Just completed our BeBHM BECOME cohort and I'm excited!


I'm so excited to be among the graduates of the 3rd BeBhm BECOME J.O. Diffay Cohort. BECOME is a 5 month business accelerator program (powered by StartSpark + CO.STARTERS) and and hosted by Birmingham's own Urban Impact that covers key areas of business operations and management. In addition to the amazing program facilitators like Joseph Dees and Jessica Bynum, all of us had direct access to experts in a variety of areas like financial management and marketing.

The program consisted of a 12-week (10 sessions) facilitated core curriculum and will be followed by an intensive and individualized 30-60-90 technical assistance period.

Why are we doing this? Why is a community-centered farm like ours so interested in "business", you ask? For us it's another way to view our work through multiple lenses of sustainability. We promote the work of urban farming and land justice to our neighbors and Urban Farmers in Training (UFIT) and we want to be able to sustain this work for generations to come, operating in the modalities of our current economic systems while working to create new inclusive and just models. 

Our cohort was named in honor of JO Diffay, a Black entrepreneur in Birmingham with roots in farming. His genius later led him to produce sales, opening a tonsorial parlor, and later becoming one of the most successful Black real estate agents in Birmingham. He later went on to help organize the Alabama Penny Savings Bank, one of the first Black banks in Birmingham, AL. 

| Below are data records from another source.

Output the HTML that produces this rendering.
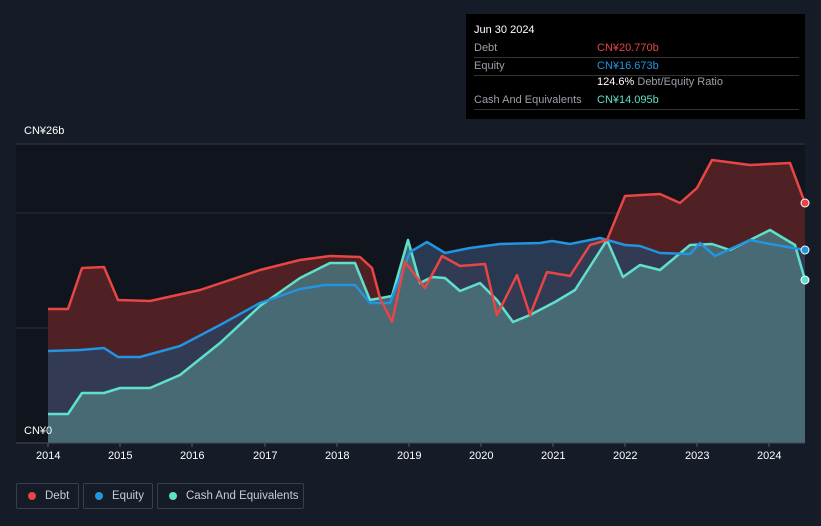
<!DOCTYPE html>
<html><head><style>
html,body{margin:0;width:821px;height:526px;overflow:hidden}
body{background:#161c27;font-family:"Liberation Sans",sans-serif;position:relative}
.tt{position:absolute;left:466px;top:14px;width:339px;height:105px;background:#000;color:#fff;font-size:11px}
.tt .r{position:absolute;left:8px;right:6px;border-bottom:1px solid #333;height:17px;line-height:17px;color:#9aa0a8}
.tt .v{position:absolute;left:123px}
.lg{position:absolute;top:483px;height:26px;border:1px solid #3a404a;border-radius:2px;color:#c8ccd2;font-size:11.5px;line-height:24px;box-sizing:border-box;white-space:nowrap;overflow:hidden}
.lg i{position:absolute;left:11px;top:8px;width:8px;height:8px;border-radius:50%}
.ax{position:absolute;top:450px;color:#fff;font-size:11px}
</style></head><body>
<svg width="821" height="526" style="position:absolute;left:0;top:0">
<rect x="16" y="144" width="789" height="299" fill="#10141c"/>
<line x1="16" y1="144" x2="805" y2="144" stroke="#333a45"/>
<line x1="16" y1="213" x2="805" y2="213" stroke="#2a2f38"/>
<line x1="16" y1="328" x2="805" y2="328" stroke="#2a2f38"/>
<path d="M48,309 L68,309 L82,268 L104,267 L118,300 L150,301 L200,290 L260,270 L300,260 L330,256 L360,257 L372,268 L380,298 L392,322 L405,262 L425,288 L442,256 L460,266 L485,264 L497,315 L517,275 L530,315 L547,272 L570,276 L590,245 L607,240 L625,196 L660,194 L680,203 L697,188 L712,160 L750,165 L790,163 L805,203 L805,443 L48,443Z" fill="#4f2024"/>
<path d="M48,351 L80,350 L104,348 L118,357 L140,357 L180,346 L220,325 L260,303 L300,289 L325,285 L355,285 L370,303 L390,303 L410,252 L427,242 L445,253 L470,248 L500,244 L540,243 L552,241 L570,244 L600,238 L625,245 L640,246 L660,253 L690,254 L700,243 L715,256 L750,240 L770,244 L805,250 L805,443 L48,443Z" fill="#2e3f5c" opacity="0.85"/>
<path d="M48,414 L68,414 L82,393 L104,393 L120,388 L150,388 L180,375 L220,343 L260,306 L300,278 L330,263 L355,263 L370,300 L392,296 L408,240 L420,283 L432,277 L445,278 L460,291 L480,283 L497,300 L513,322 L530,315 L555,302 L575,290 L607,240 L623,277 L640,265 L660,270 L690,245 L712,244 L730,250 L770,230 L795,245 L805,280 L805,443 L48,443Z" fill="#4a7078" opacity="0.9"/>
<g fill="none" stroke-width="2.5" stroke-linejoin="round">
<path d="M48,414 L68,414 L82,393 L104,393 L120,388 L150,388 L180,375 L220,343 L260,306 L300,278 L330,263 L355,263 L370,300 L392,296 L408,240 L420,283 L432,277 L445,278 L460,291 L480,283 L497,300 L513,322 L530,315 L555,302 L575,290 L607,240 L623,277 L640,265 L660,270 L690,245 L712,244 L730,250 L770,230 L795,245 L805,280" stroke="#5fe0cc"/>
<path d="M48,351 L80,350 L104,348 L118,357 L140,357 L180,346 L220,325 L260,303 L300,289 L325,285 L355,285 L370,303 L390,303 L410,252 L427,242 L445,253 L470,248 L500,244 L540,243 L552,241 L570,244 L600,238 L625,245 L640,246 L660,253 L690,254 L700,243 L715,256 L750,240 L770,244 L805,250" stroke="#2394e0"/>
<path d="M48,309 L68,309 L82,268 L104,267 L118,300 L150,301 L200,290 L260,270 L300,260 L330,256 L360,257 L372,268 L380,298 L392,322 L405,262 L425,288 L442,256 L460,266 L485,264 L497,315 L517,275 L530,315 L547,272 L570,276 L590,245 L607,240 L625,196 L660,194 L680,203 L697,188 L712,160 L750,165 L790,163 L805,203" stroke="#e84545"/>
</g>
<circle cx="805" cy="203" r="4" fill="#e84545" stroke="#fff"/>
<circle cx="805" cy="250" r="4" fill="#2394e0" stroke="#fff"/>
<circle cx="805" cy="280" r="4" fill="#5fe0cc" stroke="#fff"/>
<line x1="16" y1="443" x2="805" y2="443" stroke="#454b55"/>
<g stroke="#555b65"><line x1="48" y1="443" x2="48" y2="447"/><line x1="120" y1="443" x2="120" y2="447"/><line x1="192" y1="443" x2="192" y2="447"/><line x1="265" y1="443" x2="265" y2="447"/><line x1="337" y1="443" x2="337" y2="447"/><line x1="409" y1="443" x2="409" y2="447"/><line x1="481" y1="443" x2="481" y2="447"/><line x1="553" y1="443" x2="553" y2="447"/><line x1="625" y1="443" x2="625" y2="447"/><line x1="697" y1="443" x2="697" y2="447"/><line x1="769" y1="443" x2="769" y2="447"/></g>
</svg>
<div style="position:absolute;left:24px;top:125px;color:#fff;font-size:11px">CN¥26b</div>
<div style="position:absolute;left:24px;top:425px;color:#fff;font-size:11px">CN¥0</div>
<div class="ax" style="left:36px">2014</div><div class="ax" style="left:108px">2015</div><div class="ax" style="left:180px">2016</div><div class="ax" style="left:253px">2017</div><div class="ax" style="left:325px">2018</div><div class="ax" style="left:397px">2019</div><div class="ax" style="left:469px">2020</div><div class="ax" style="left:541px">2021</div><div class="ax" style="left:613px">2022</div><div class="ax" style="left:685px">2023</div><div class="ax" style="left:757px">2024</div>
<div class="tt">
<div style="position:absolute;left:8px;top:10px">Jun 30 2024</div>
<div class="r" style="top:26px">Debt<span class="v" style="color:#e84545">CN¥20.770b</span></div>
<div class="r" style="top:44px">Equity<span class="v" style="color:#2394e0">CN¥16.673b</span></div>
<div class="r" style="top:60px;border:none"><span class="v" style="color:#fff">124.6% <span style="color:#9aa0a8">Debt/Equity Ratio</span></span></div>
<div class="r" style="top:78px">Cash And Equivalents<span class="v" style="color:#5fe0cc">CN¥14.095b</span></div>
</div>
<div class="lg" style="left:16px;width:63px"><i style="background:#e84545"></i><span style="margin-left:28px">Debt</span></div>
<div class="lg" style="left:83px;width:70px"><i style="background:#2394e0"></i><span style="margin-left:28px">Equity</span></div>
<div class="lg" style="left:157px;width:147px"><i style="background:#5fe0cc"></i><span style="margin-left:28px">Cash And Equivalents</span></div>
</body></html>
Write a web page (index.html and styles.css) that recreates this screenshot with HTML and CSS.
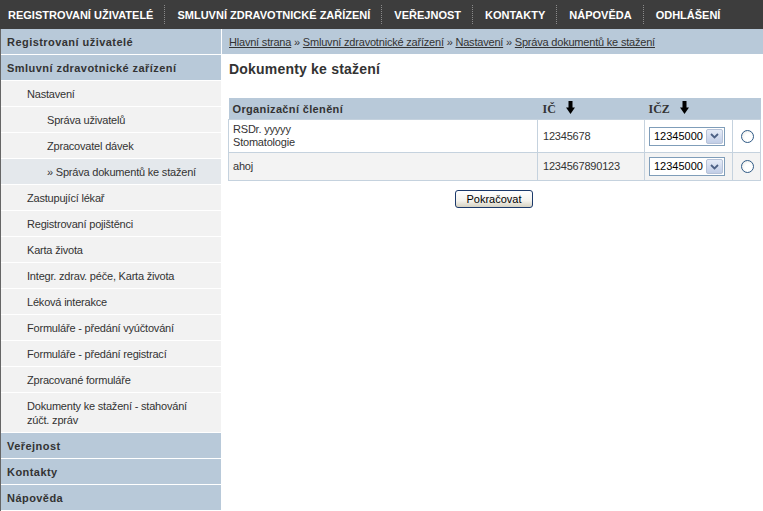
FILE: index.html
```html
<!DOCTYPE html>
<html lang="cs">
<head>
<meta charset="utf-8">
<title>Dokumenty ke stažení</title>
<link rel="stylesheet" href="styles.css">
</head>
<body>
<div class="page">
  <nav class="topnav">
    <a class="tn-item">REGISTROVANÍ UŽIVATELÉ</a><span class="tn-sep"></span>
    <a class="tn-item">SMLUVNÍ ZDRAVOTNICKÉ ZAŘÍZENÍ</a><span class="tn-sep"></span>
    <a class="tn-item">VEŘEJNOST</a><span class="tn-sep"></span>
    <a class="tn-item">KONTAKTY</a><span class="tn-sep"></span>
    <a class="tn-item">NÁPOVĚDA</a><span class="tn-sep"></span>
    <a class="tn-item">ODHLÁŠENÍ</a>
  </nav>
  <div class="main">
    <aside class="sidebar">
      <div class="sb-head">Registrovaní uživatelé</div>
      <div class="sb-head">Smluvní zdravotnické zařízení</div>
      <div class="sb-item">Nastavení</div>
      <div class="sb-sub">Správa uživatelů</div>
      <div class="sb-sub">Zpracovatel dávek</div>
      <div class="sb-sub active">» Správa dokumentů ke stažení</div>
      <div class="sb-item">Zastupující lékař</div>
      <div class="sb-item">Registrovaní pojištěnci</div>
      <div class="sb-item">Karta života</div>
      <div class="sb-item">Integr. zdrav. péče, Karta života</div>
      <div class="sb-item">Léková interakce</div>
      <div class="sb-item">Formuláře - předání vyúčtování</div>
      <div class="sb-item">Formuláře - předání registrací</div>
      <div class="sb-item">Zpracované formuláře</div>
      <div class="sb-item">Dokumenty ke stažení - stahování<br>zúčt. zpráv</div>
      <div class="sb-head">Veřejnost</div>
      <div class="sb-head">Kontakty</div>
      <div class="sb-head last">Nápověda</div>
    </aside>
    <section class="content">
      <div class="breadcrumb">
        <a>Hlavní strana</a> » <a>Smluvní zdravotnické zařízení</a> » <a>Nastavení</a> » <a>Správa dokumentů ke stažení</a>
      </div>
      <h1 class="title">Dokumenty ke stažení</h1>
      <table class="grid">
        <thead>
          <tr>
            <th class="c1">Organizační členění</th>
            <th class="c2"><span class="serif">IČ</span><svg class="arrow" width="9" height="14" viewBox="0 0 9 14"><rect x="2.5" y="0" width="4" height="7" fill="#000"/><polygon points="0,6.5 9,6.5 4.5,13" fill="#000"/></svg></th>
            <th class="c3"><span class="serif">IČZ</span><svg class="arrow" width="9" height="14" viewBox="0 0 9 14"><rect x="2.5" y="0" width="4" height="7" fill="#000"/><polygon points="0,6.5 9,6.5 4.5,13" fill="#000"/></svg></th>
            <th class="c4"></th>
          </tr>
        </thead>
        <tbody>
          <tr class="odd">
            <td>RSDr. yyyyy<br>Stomatologie</td>
            <td>12345678</td>
            <td><div class="combo"><span class="combo-val">12345000</span><span class="combo-btn"><svg width="9" height="6" viewBox="0 0 9 6"><polyline points="1,1 4.5,4.5 8,1" fill="none" stroke="#4d6185" stroke-width="1.8"/></svg></span></div></td>
            <td class="rad"><span class="radio"></span></td>
          </tr>
          <tr class="even">
            <td>ahoj</td>
            <td>1234567890123</td>
            <td><div class="combo"><span class="combo-val">12345000</span><span class="combo-btn"><svg width="9" height="6" viewBox="0 0 9 6"><polyline points="1,1 4.5,4.5 8,1" fill="none" stroke="#4d6185" stroke-width="1.8"/></svg></span></div></td>
            <td class="rad"><span class="radio"></span></td>
          </tr>
        </tbody>
      </table>
      <div class="actions"><button class="btn">Pokračovat</button></div>
    </section>
  </div>
</div>
</body>
</html>
```

FILE: styles.css
```css
* { box-sizing: border-box; }
html, body { margin: 0; padding: 0; background: #fff; }
body {
  font-family: "Liberation Sans", Arial, sans-serif;
  font-size: 11px;
  letter-spacing: -0.2px;
  color: #333;
}
.page { width: 763px; height: 511px; overflow: hidden; display: flex; flex-direction: column; }

.topnav {
  height: 29px;
  background: #3d3d3d;
  display: flex;
  align-items: center;
  padding-left: 8px;
}
.tn-item {
  color: #fff;
  font-weight: bold;
  font-size: 11px;
  letter-spacing: 0;
  white-space: nowrap;
}
.tn-sep {
  width: 0;
  height: 19px;
  border-left: 1px dotted #8a8a8a;
  margin: 0 12px 0 11px;
}

.main { flex: 1; display: flex; border-left: 1px solid #666; gap: 1px; }

.sidebar { width: 220px; flex: none; display: flex; flex-direction: column; }
.sb-head, .sb-item, .sb-sub {
  border-bottom: 1px solid #fff;
  padding: 6px 4px 5px 6px;
  line-height: 14px;
  min-height: 26px;
}
.sb-head { background: #b8c9d9; font-weight: bold; color: #333; letter-spacing: 0.45px; }
.sb-head.last { flex: 1; }
.sb-item { background: #f2f2f2; padding-left: 26px; }
.sb-sub { background: #f2f2f2; padding-left: 46px; }
.sb-sub.active { background: #e4e8ec; }

.content { flex: 1; display: flex; flex-direction: column; }
.breadcrumb {
  background: #b8c9d9;
  height: 25px;
  padding: 6px 0 0 7px;
  line-height: 14px;
  color: #333;
}
.breadcrumb a { color: #333; text-decoration: underline; }
.title {
  margin: 6px 0 0 7px;
  font-size: 14px;
  line-height: 18px;
  font-weight: bold;
  letter-spacing: 0.2px;
  color: #333;
}

.grid {
  margin: 20px 2px 0 6px;
  border-collapse: collapse;
  width: 533px;
}
.grid th {
  background: #b8c9d9;
  text-align: left;
  font-weight: bold;
  letter-spacing: 0.35px;
  padding: 3px 4px 3px 4px;
  height: 20px;
  line-height: 14px;
  white-space: nowrap;
}
.grid th.c1 { width: 309px; }
.grid th.c2 { width: 107px; padding-left: 5px; }
.grid th.c3 { width: 88px; padding-left: 4px; }
.serif { font-family: "Liberation Serif", "Times New Roman", serif; font-size: 12px; font-weight: bold; letter-spacing: 0; }
.arrow { display: inline-block; vertical-align: -2px; margin-left: 10px; }
.grid td {
  border: 1px solid #c5d2de;
  padding: 3px 4px;
  line-height: 13px;
  vertical-align: middle;
}
.grid tr.odd td { background: #fff; }
.grid tr.even { height: 28px; }
.grid tr.even td { background: #f3f3f3; }
.grid td:nth-child(2) { padding-left: 5px; }
.grid td.rad { text-align: center; padding: 3px 0 0 1px; }

.combo {
  display: flex;
  width: 76px;
  height: 19px;
  border: 1px solid #7f9db9;
  background: #fff;
  align-items: center;
  padding: 1px;
}
.combo-val { flex: 1; font-size: 11px; letter-spacing: 0; color: #000; padding-left: 3px; }
.combo-btn {
  width: 17px;
  height: 15px;
  border: 1px solid #b6c2d8;
  border-radius: 2px;
  background: linear-gradient(#e6ecf8, #c1cde6);
  display: flex;
  align-items: center;
  justify-content: center;
}
.radio {
  display: inline-block;
  width: 13px;
  height: 13px;
  border: 1px solid #2f5a86;
  border-radius: 50%;
  background: radial-gradient(circle at 60% 60%, #fff 40%, #e0e0dc 100%);
}

.actions { display: flex; justify-content: center; margin-top: 9px; padding-left: 3px; }
.btn {
  font-family: "Liberation Sans", Arial, sans-serif;
  font-size: 11px;
  letter-spacing: 0;
  color: #000;
  width: 78px;
  height: 18px;
  padding: 0;
  border: 1px solid #1c3a6b;
  border-radius: 3px;
  background: linear-gradient(#fff 0%, #f4f3ee 60%, #d6d2c2 100%);
}
```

I think it's incredibly fitting to come together as a cohort of powerful, entrepreneurial Black women in Birmingham under the name of JO Diffay. His life speaks to the strength of Black entrepreneurial spirit, the challenges we experience, and what we can accomplish with access to land, financial resources, and community.

In Solidarity and With Gratitude,

Dominique

 

M. Dominique Villanueva is the co-Founder of Fountain Heights Farms and creator of the Urban Farmers in Training (UFIT) program, the first of its kind training program for BIPOC urban farmers. She is also the recipient of the inaugural Braiding Seeds Fellowship and the co-founder of the #WeAllEat Food Cooperative that served 467 families fresh produce regardless of ability to pay throughout the pandemic.